Gardener Potting Table

By Rob Brown

Every gardener needs a handy workstation to pot plants or start seeds, and to store tools, hoses, and other gardening gear. A galvanized steel pegboard is the perfect backdrop to hang hand tools, and twine. This sturdy, versatile potting table can double as a beverage bar or sideboard for indoor or outdoor entertaining!  
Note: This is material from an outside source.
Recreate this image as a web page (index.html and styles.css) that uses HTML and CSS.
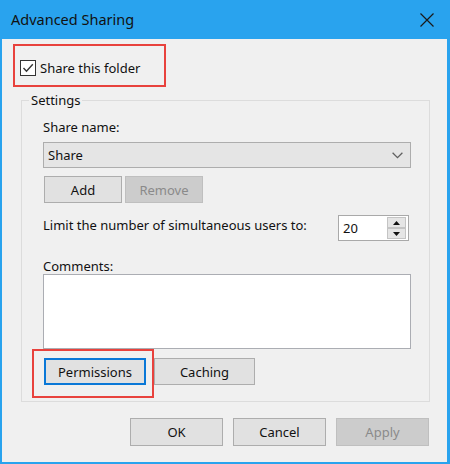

Note: Not all woods are created equal when it comes to year-round outdoor performance. Choose the type of wood that is a balance between your desired longevity, sustainability, and budget.

What You'll Need


• band saw 1345-341
• mitre saw 1347-117
• measuring tape 1048-291
• drill/driver 1239-423
• clamps 1022-480


• 2 x 4 x 8’ boards (7)
• 5/4 x 6 x 8’ deck boards (5)
• #8 x 21/2” exterior screws (100 pack) 2182-426
• exterior wood glue 2020-869
• finish (optional)
• galvanized steel pegboard 16” x 48” (1) 2543-907
• hooks 2543-368, 2543-616
• clear vinyl furniture pads 3/4” (8 pack) 2350-556
Potting Table
Here’s How to Make the Gardener Potting Table

• Cut front legs, back legs, and side rails to length.
• Bevel the top corners of the back legs on your mitre saw. (photo 1)
• Glue and screw the side rails to the front and back legs. Clamp 4” long spacers to the front and back legs to assist with locating lower side rails. (photo 2)
• Cut front and back lower rails to length, and attach them to the fronts and backs of the side assemblies with glue and screws. (photo 3)
• Cut the upper and lower deck boards to length, with a bevel on the upper deck boards. Be sure to cut one upper deck board and one lower deck board from each 8’ long board.
• Notch the rear upper deck board to fit around the rear leg. (photo 4)
• Attach the upper and lower deck boards to the assembly with glue and screws. (photo 5)
• Cut the shelf and two upper rails to length.
• Mark the two cut-outs on the curved upper rail, then remove the waste with a band saw. (photo 6)
• Mark where the upper rails will be located, being sure the pegboard will overlap the two upper rails by at least 1”.
• Fasten the two upper rails to the back legs with screws.
• Glue and screw the shelf to the underside of the curved upper rail.
• Apply a few coats of finish to the bench. (optional)
• Install the galvanized steel pegboard.
• Attach a vinyl pad to the bottom of each leg.

Photo 1
Bevelled Tops
Make quick work of bevelling the tops of each back leg by using a mitre saw with its blade tilted to 45 degrees and equipped with a stop to consistently position the workpiece each time it’s rotated.

Photo 2
Side Assemblies
With 4” long spacers clamped to the lower inside face of the front and back legs, butt and flush the ends of the side rails up against the legs. Glue and screw in place, ensuring the joints are all square.

Photo 3
Assembly Time
With the side assemblies complete, cut and secure the front and back rails in place with glue and screws. Be sure to keep the assembly square.

Photo 4
Notch the Corner
A band saw makes quick work of notching the rear deck board so it will fit around the rear leg.

Photo 5
Even, with Gaps
When installing the deck boards, ensure their ends are even and that the gaps between the boards are consistent so they can expand and contract. Use glue and screws to help ensure the boards don’t split.

Photo 6
Quick Curves
A can of paint offers a quick and easy template to draw a curve onto one of the upper rails. A band saw will remove the waste.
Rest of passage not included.